One advantage of the box-shaped fixed contacts is the ability to provide two balanced electrical contact points. This eliminates intermittent connections which might otherwise result if the plug is forced from side to side. Both the wall receptacle and the extension cord receptacle can be manufactured in the same size and with the same features as existing receptacles, using the same materials and the same automated equipment, requiring only minor changes in the sub-assemblies and procedures to accommodate the late-closing contacts of the present invention.

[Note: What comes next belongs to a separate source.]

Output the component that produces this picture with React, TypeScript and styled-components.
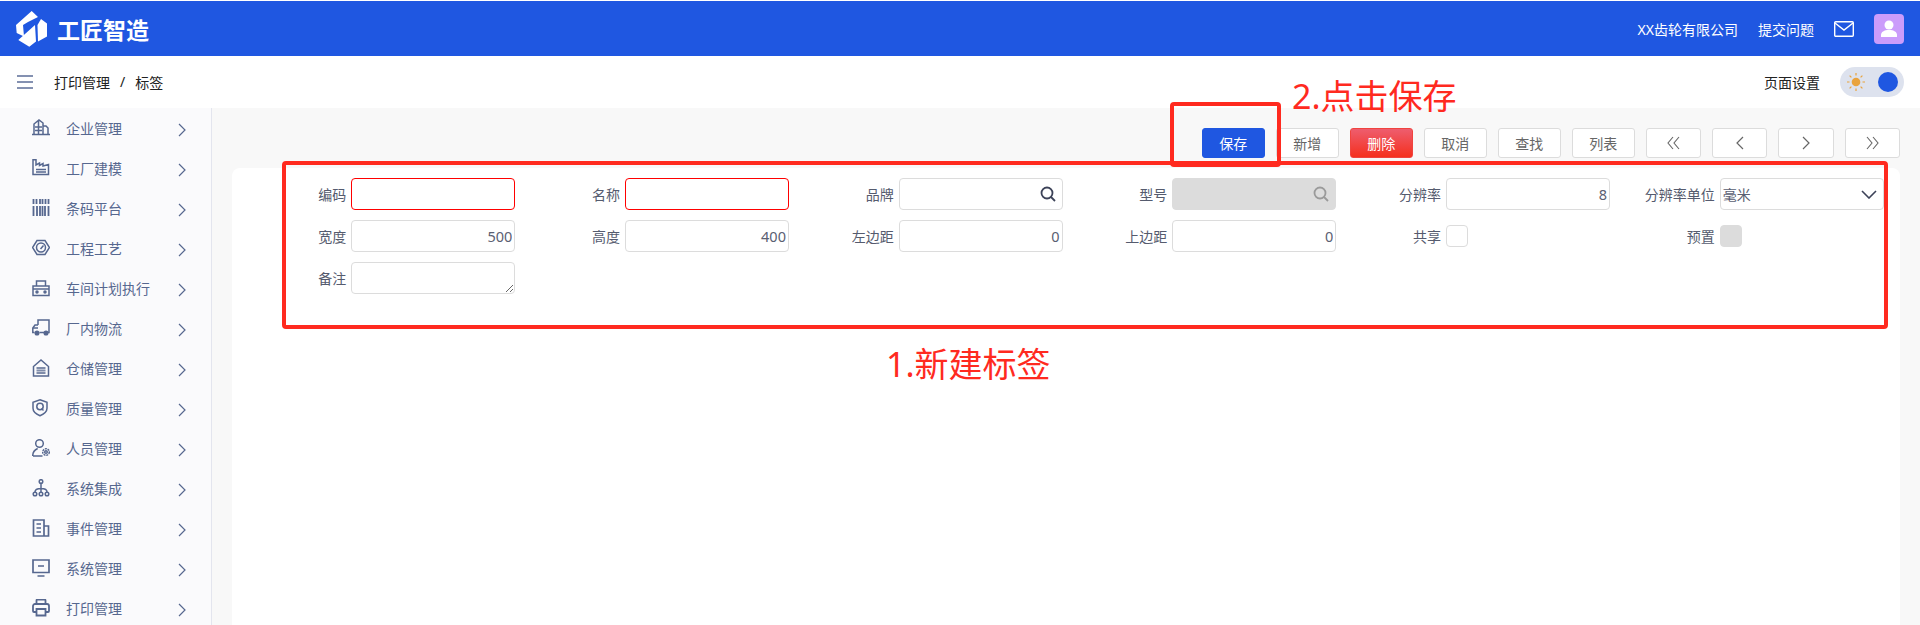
import React from "react"
import styled, { createGlobalStyle } from "styled-components"

const CJK = `"Noto Sans", "Noto Sans CJK SC", sans-serif`

const GlobalStyle = createGlobalStyle`
  html, body {
    margin: 0;
    padding: 0;
    background: #fff;
    font-family: ${CJK};
  }
  * { box-sizing: border-box; }
`

const Page = styled.div`
  position: relative;
  width: 1920px;
  height: 625px;
  padding-top: 1px;
  overflow: hidden;
  display: flex;
  flex-direction: column;
`

const Header = styled.header`
  height: 55px;
  flex: none;
  background: #1f57e1;
  color: #fff;
  display: flex;
  align-items: center;
  padding: 0 16px;
`

const Brand = styled.div`
  display: flex;
  align-items: center;
  gap: 9px;
  font-size: 23px;
  font-weight: 700;
  letter-spacing: 0;
  flex: 1;
`

const HeaderText = styled.span<{ $gap: number }>`
  font-size: 14px;
  margin-right: ${(p) => p.$gap}px;
`

const Avatar = styled.div`
  width: 30px;
  height: 30px;
  border-radius: 4px;
  background: #cb9cfb;
  display: flex;
  align-items: center;
  justify-content: center;
`

const SubBar = styled.div`
  height: 52px;
  flex: none;
  background: #fff;
  display: flex;
  align-items: center;
  padding: 0 16px 0 17px;
`

const Crumbs = styled.div`
  margin-left: 21px;
  font-size: 14px;
  color: #222;
  display: flex;
  gap: 10px;
  flex: 1;
`

const SettingLabel = styled.span`
  font-size: 14px;
  color: #222;
  margin-right: 20px;
`

const Toggle = styled.div`
  width: 64px;
  height: 30px;
  border-radius: 15px;
  background: #dde2ee;
  display: flex;
  align-items: center;
  justify-content: space-between;
  padding: 0 6px 0 7px;
`

const Knob = styled.div`
  width: 20px;
  height: 20px;
  border-radius: 50%;
  background: #1f57e1;
`

const Body = styled.div`
  flex: 1;
  display: flex;
  min-height: 0;
`

const Sidebar = styled.nav`
  width: 212px;
  flex: none;
  background: #fafafc;
  border-right: 1px solid #e3e5ee;
`

const NavItem = styled.div`
  height: 40px;
  display: flex;
  align-items: center;
  padding-left: 32px;
  color: #56678f;
  font-size: 14px;
`

const NavLabel = styled.span`
  margin-left: 16px;
  width: 112px;
`

const NavArrow = styled.span`
  display: flex;
  margin-top: 3px;
`

const Main = styled.main`
  flex: 1;
  background: #f8f8f8;
  padding: 20px 20px 0;
  display: flex;
  flex-direction: column;
  gap: 10px;
`

const Toolbar = styled.div`
  display: flex;
  justify-content: flex-end;
  gap: 11px;
`

const Button = styled.button<{ $kind?: "save" | "danger"; $icon?: boolean }>`
  width: ${(p) => (p.$icon ? 55.3 : 63)}px;
  height: 30px;
  padding: 0;
  border-radius: 3px;
  border: 1px solid ${(p) => (p.$kind === "save" ? "#1f57e1" : p.$kind === "danger" ? "#f0443f" : "#dcdcdc")};
  background: ${(p) =>
    p.$kind === "save" ? "#1f57e1" : p.$kind === "danger" ? "linear-gradient(#ee5d6e, #f5301e)" : "#fff"};
  color: ${(p) => (p.$kind ? "#fff" : "#666")};
  font: 14px ${CJK};
  display: flex;
  align-items: center;
  justify-content: center;
`

const Card = styled.section`
  flex: 1;
  background: #fff;
  border-radius: 8px 8px 0 0;
  padding: 10px 0 0 9.6px;
`

const FormGrid = styled.div`
  display: grid;
  grid-template-columns: repeat(6, 273.7px);
  row-gap: 10px;
`

const Field = styled.label`
  display: flex;
  align-items: center;
  justify-content: flex-end;
  gap: 5px;
  height: 32px;
`

const FieldLabel = styled.span`
  font-size: 14px;
  color: #555b6e;
  white-space: nowrap;
`

const Control = styled.div`
  position: relative;
  width: 164px;
  height: 32px;
  flex: none;
  display: flex;
  align-items: center;
`

const TextInput = styled.input<{ $required?: boolean; $disabled?: boolean }>`
  width: 100%;
  height: 100%;
  border: 1px solid ${(p) => (p.$required ? "#f00" : "#dcdcdc")};
  border-radius: 4px;
  background: ${(p) => (p.$disabled ? "#dcdcdc" : "#fff")};
  padding: 0 2px;
  text-align: right;
  font: 14.500px ${CJK};
  color: #5a6072;
  outline: none;
`

const TextArea = styled.textarea`
  display: block;
  width: 100%;
  height: 100%;
  border: 1px solid #dcdcdc;
  border-radius: 4px;
  background: #fff;
  padding: 3px;
  outline: none;
  font: 14px ${CJK};
`

const SearchIcon = styled.svg`
  position: absolute;
  right: 7px;
  top: 8px;
`

const SelectBox = styled.div`
  width: 100%;
  height: 100%;
  border: 1px solid #dcdcdc;
  border-radius: 4px;
  background: #fff;
  padding: 0 6px 0 2px;
  display: flex;
  align-items: center;
  justify-content: space-between;
  font-size: 14px;
  color: #5a6072;
`

const Check = styled.div<{ $off?: boolean }>`
  width: 22px;
  height: 22px;
  border: 1px solid #dcdcdc;
  border-radius: 4px;
  background: ${(p) => (p.$off ? "#dcdcdc" : "#fff")};
`

/* annotations drawn over the screenshot */
const Mark = styled.div<{ $l: number; $t: number; $w: number; $h: number }>`
  position: absolute;
  left: ${(p) => p.$l}px;
  top: ${(p) => p.$t}px;
  width: ${(p) => p.$w}px;
  height: ${(p) => p.$h}px;
  border: 4px solid #ff2a1f;
  border-radius: 4px;
  pointer-events: none;
`

const Note = styled.div<{ $l: number; $t: number }>`
  position: absolute;
  left: ${(p) => p.$l}px;
  top: ${(p) => p.$t}px;
  font-size: 34px;
  line-height: 40px;
  color: #ff2a1f;
  white-space: nowrap;
`

const Ico = ({ children }: { children: React.ReactNode }) => (
  <svg width="18" height="18" viewBox="0 0 18 18" fill="none" stroke="#56678f" strokeWidth="1.500" style={{ flex: "none" }}>
    {children}
  </svg>
)

const navItems: [string, React.ReactNode][] = [
  ["企业管理", <Ico><path d="M0 15.500h18M2 15V5l5-4 4 3v11M11 7h3l2 2v6M6.500 2v13M3 8h7M3 11.500h7" /></Ico>],
  ["工厂建模", <Ico><path d="M1 15.500V.8h3V6l3.500-2v2.500L11 4.500V7l5.500-1.500v10zM4 10.500h10M4 13h10" /></Ico>],
  ["条码平台", <Ico><path d="M1.500 0v5M4.500 0v5M8 0v5M10.500 0v5M13.500 0v5M16.500 0v5M1.500 7v10M5 7v10M8 7v10M10.500 7v10M13 7v10M16.500 7v10" strokeWidth="1.800" /></Ico>],
  ["工程工艺", <Ico><path d="M5 1.500h8L17.500 8.500 13 15.500H5L.5 8.500z" /><circle cx="9" cy="8.500" r="4.500" /><path d="M8.500 10l3-3.500" /></Ico>],
  ["车间计划执行", <Ico><path d="M4.500 7V2h9v5M1 7h16v9.500H1zM1 10h16" /><circle cx="5" cy="13" r="1" fill="#56678f" /><circle cx="13" cy="13" r="1" fill="#56678f" /></Ico>],
  ["厂内物流", <Ico><path d="M6 6V1h11v12.500H7.500M6 6H3L.8 9v4.500H2.500" /><circle cx="5" cy="14" r="1.800" fill="#56678f" /><circle cx="14" cy="14" r="1.800" fill="#56678f" /><path d="M1 9h5" /></Ico>],
  ["仓储管理", <Ico><path d="M1.500 7.500L9 1l7.500 6.500v9.500h-15z" /><path d="M4.500 9h9M4.500 11.500h9M4.500 14h9" strokeWidth="2" opacity=".75" /></Ico>],
  ["质量管理", <Ico><path d="M8 .8l7 2.500v6c0 3.500-3.500 6-7 7.500-3.500-1.500-7-4-7-7.500v-6z" /><circle cx="8" cy="7.500" r="3.200" /><path d="M9.500 9.500l2 2" /></Ico>],
  ["人员管理", <Ico><circle cx="7.500" cy="4.500" r="3.800" /><path d="M.7 17c0-4 1.500-6 5-7.500M10.500 17H1" /><circle cx="14" cy="13" r="1.300" /><circle cx="14" cy="13" r="3.300" strokeDasharray="2 .8" /></Ico>],
  ["系统集成", <Ico><circle cx="9" cy="2.500" r="1.800" /><path d="M9 4.500V13M3 13c0-2 2-3.500 6-3.500s6 1.500 6 3.500" /><circle cx="3" cy="15" r="1.800" /><circle cx="9" cy="15" r="1.800" /><circle cx="15" cy="15" r="1.800" /></Ico>],
  ["事件管理", <Ico><path d="M1.500 1h10.500v16H1.500zM12 7h4.500v10H12M4.500 5h4.500M4.500 9h4.500M4.500 13h4.500" strokeWidth="1.700" /></Ico>],
  ["系统管理", <Ico><path d="M1 1h16v12.500H1zM6 7h6M5.500 17h7" strokeWidth="1.700" /></Ico>],
  ["打印管理", <Ico><path d="M4.500 5V1.500c0-.5.5-1 1-1h7c.5 0 1 .5 1 1V5M4.500 13H2c-.5 0-1-.5-1-1V7c0-1 1-2 2-2h12c1 0 2 1 2 2v5c0 .5-.5 1-1 1h-2.500M4.500 10h9v6.500h-9z" strokeWidth="1.800" /></Ico>],
]

const Chevron = ({ color = "#56678f", left = false }: { color?: string; left?: boolean }) => (
  <svg width="8" height="14" viewBox="0 0 8 14" fill="none" stroke={color} strokeWidth="1.200">
    <path d={left ? "M7 1L1 7l6 6" : "M1 1l6 6-6 6"} />
  </svg>
)

const Double = ({ left = false }: { left?: boolean }) => (
  <svg width="13" height="14" viewBox="0 0 13 14" fill="none" stroke="#666" strokeWidth="1.100">
    <path d={left ? "M6 1L1 7l5 6M12 1L7 7l5 6" : "M1 1l5 6-5 6M7 1l5 6-5 6"} />
  </svg>
)

const Search = ({ color }: { color: string }) => (
  <SearchIcon width="16" height="16" viewBox="0 0 16 16" fill="none" stroke={color} strokeWidth="1.800">
    <circle cx="7" cy="7" r="5.500" />
    <path d="M11 11l4 4" />
  </SearchIcon>
)

const Logo = () => (
  <svg width="32" height="36" viewBox="0 0 32 36" fill="#fff">
    <path d="M0 14L15.700 0 22 6l-10 5-5 3 1 11.500-7.300-3.500z" />
    <path d="M25 8l6 4.500v13L22 30.500 21.500 14z" />
    <path d="M2.300 29L14 18.500 19 14l1 16.500-6.700 5.200z" />
  </svg>
)

const Sun = () => (
  <svg width="18" height="18" viewBox="0 0 18 18" stroke="#e9a33d" strokeWidth="1.200" style={{ flex: "none" }}>
    <circle cx="9" cy="9" r="4.300" fill="#e9a33d" stroke="none" />
    <path d="M9 0v2.500M9 15.500V18M0 9h2.500M15.500 9H18M2.600 2.600l1.800 1.800M13.600 13.600l1.800 1.800M2.600 15.400l1.800-1.800M13.600 4.400l1.800-1.800" />
  </svg>
)

const App = () => {
  return (
    <Page>
      <GlobalStyle />
      <Header>
        <Brand>
          <Logo />
          工匠智造
        </Brand>
        <HeaderText $gap={20}>XX齿轮有限公司</HeaderText>
        <HeaderText $gap={20}>提交问题</HeaderText>
        <svg width="20" height="16" viewBox="0 0 20 16" fill="none" stroke="#fff" strokeWidth="1.400" style={{ marginRight: 20 }}>
          <rect x=".7" y=".7" width="18.600" height="14.600" rx="1" />
          <path d="M1 2l9 7 9-7" />
        </svg>
        <Avatar>
          <svg width="16" height="18" viewBox="0 0 16 18" fill="#fff">
            <circle cx="8" cy="5" r="4.500" />
            <path d="M0 17v-2c0-3 3-5 8-5s8 2 8 5v2z" />
          </svg>
        </Avatar>
      </Header>
      <SubBar>
        <svg width="16" height="14" viewBox="0 0 16 14" stroke="#5c6e98" strokeWidth="1.500">
          <path d="M0 1h16M0 7h16M0 13h16" />
        </svg>
        <Crumbs>
          <span>打印管理</span>
          <span>/</span>
          <span>标签</span>
        </Crumbs>
        <SettingLabel>页面设置</SettingLabel>
        <Toggle>
          <Sun />
          <Knob />
        </Toggle>
      </SubBar>
      <Body>
        <Sidebar>
          {navItems.map(([label, icon]) => (
            <NavItem key={label}>
              {icon}
              <NavLabel>{label}</NavLabel>
              <NavArrow><Chevron /></NavArrow>
            </NavItem>
          ))}
        </Sidebar>
        <Main>
          <Toolbar>
            <Button $kind="save">保存</Button>
            <Button>新增</Button>
            <Button $kind="danger">删除</Button>
            <Button>取消</Button>
            <Button>查找</Button>
            <Button>列表</Button>
            <Button $icon><Double left /></Button>
            <Button $icon><Chevron color="#666" left /></Button>
            <Button $icon><Chevron color="#666" /></Button>
            <Button $icon><Double /></Button>
          </Toolbar>
          <Card>
            <FormGrid>
              <Field>
                <FieldLabel>编码</FieldLabel>
                <Control><TextInput $required readOnly /></Control>
              </Field>
              <Field>
                <FieldLabel>名称</FieldLabel>
                <Control><TextInput $required readOnly /></Control>
              </Field>
              <Field>
                <FieldLabel>品牌</FieldLabel>
                <Control>
                  <TextInput readOnly />
                  <Search color="#3c4258" />
                </Control>
              </Field>
              <Field>
                <FieldLabel>型号</FieldLabel>
                <Control>
                  <TextInput $disabled readOnly />
                  <Search color="#9a9a9a" />
                </Control>
              </Field>
              <Field>
                <FieldLabel>分辨率</FieldLabel>
                <Control><TextInput readOnly value="8" /></Control>
              </Field>
              <Field>
                <FieldLabel>分辨率单位</FieldLabel>
                <Control>
                  <SelectBox>
                    毫米
                    <svg width="16" height="9" viewBox="0 0 16 9" fill="none" stroke="#3c4258" strokeWidth="1.600">
                      <path d="M1 1l7 7 7-7" />
                    </svg>
                  </SelectBox>
                </Control>
              </Field>
              <Field>
                <FieldLabel>宽度</FieldLabel>
                <Control><TextInput readOnly value="500" /></Control>
              </Field>
              <Field>
                <FieldLabel>高度</FieldLabel>
                <Control><TextInput readOnly value="400" /></Control>
              </Field>
              <Field>
                <FieldLabel>左边距</FieldLabel>
                <Control><TextInput readOnly value="0" /></Control>
              </Field>
              <Field>
                <FieldLabel>上边距</FieldLabel>
                <Control><TextInput readOnly value="0" /></Control>
              </Field>
              <Field>
                <FieldLabel>共享</FieldLabel>
                <Control><Check /></Control>
              </Field>
              <Field>
                <FieldLabel>预置</FieldLabel>
                <Control><Check $off /></Control>
              </Field>
              <Field>
                <FieldLabel>备注</FieldLabel>
                <Control><TextArea readOnly /></Control>
              </Field>
            </FormGrid>
          </Card>
        </Main>
      </Body>
      <Mark $l={282} $t={161} $w={1606} $h={168} />
      <Mark $l={1170} $t={102} $w={111} $h={65} />
      <Note $l={1292} $t={76}>2.点击保存</Note>
      <Note $l={886} $t={344}>1.新建标签</Note>
    </Page>
  )
}

export default App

Note that the width of the bifurcated contact assemblies can be varied to suit the space available and the shape of the outer bifurcated contacts adjusted to increase or decrease the contact pressure on the inserted pins.
It should also be clear to those skilled in the art that further embodiments of the present invention may be made by those skilled in the art without departing from the teachings of the present invention.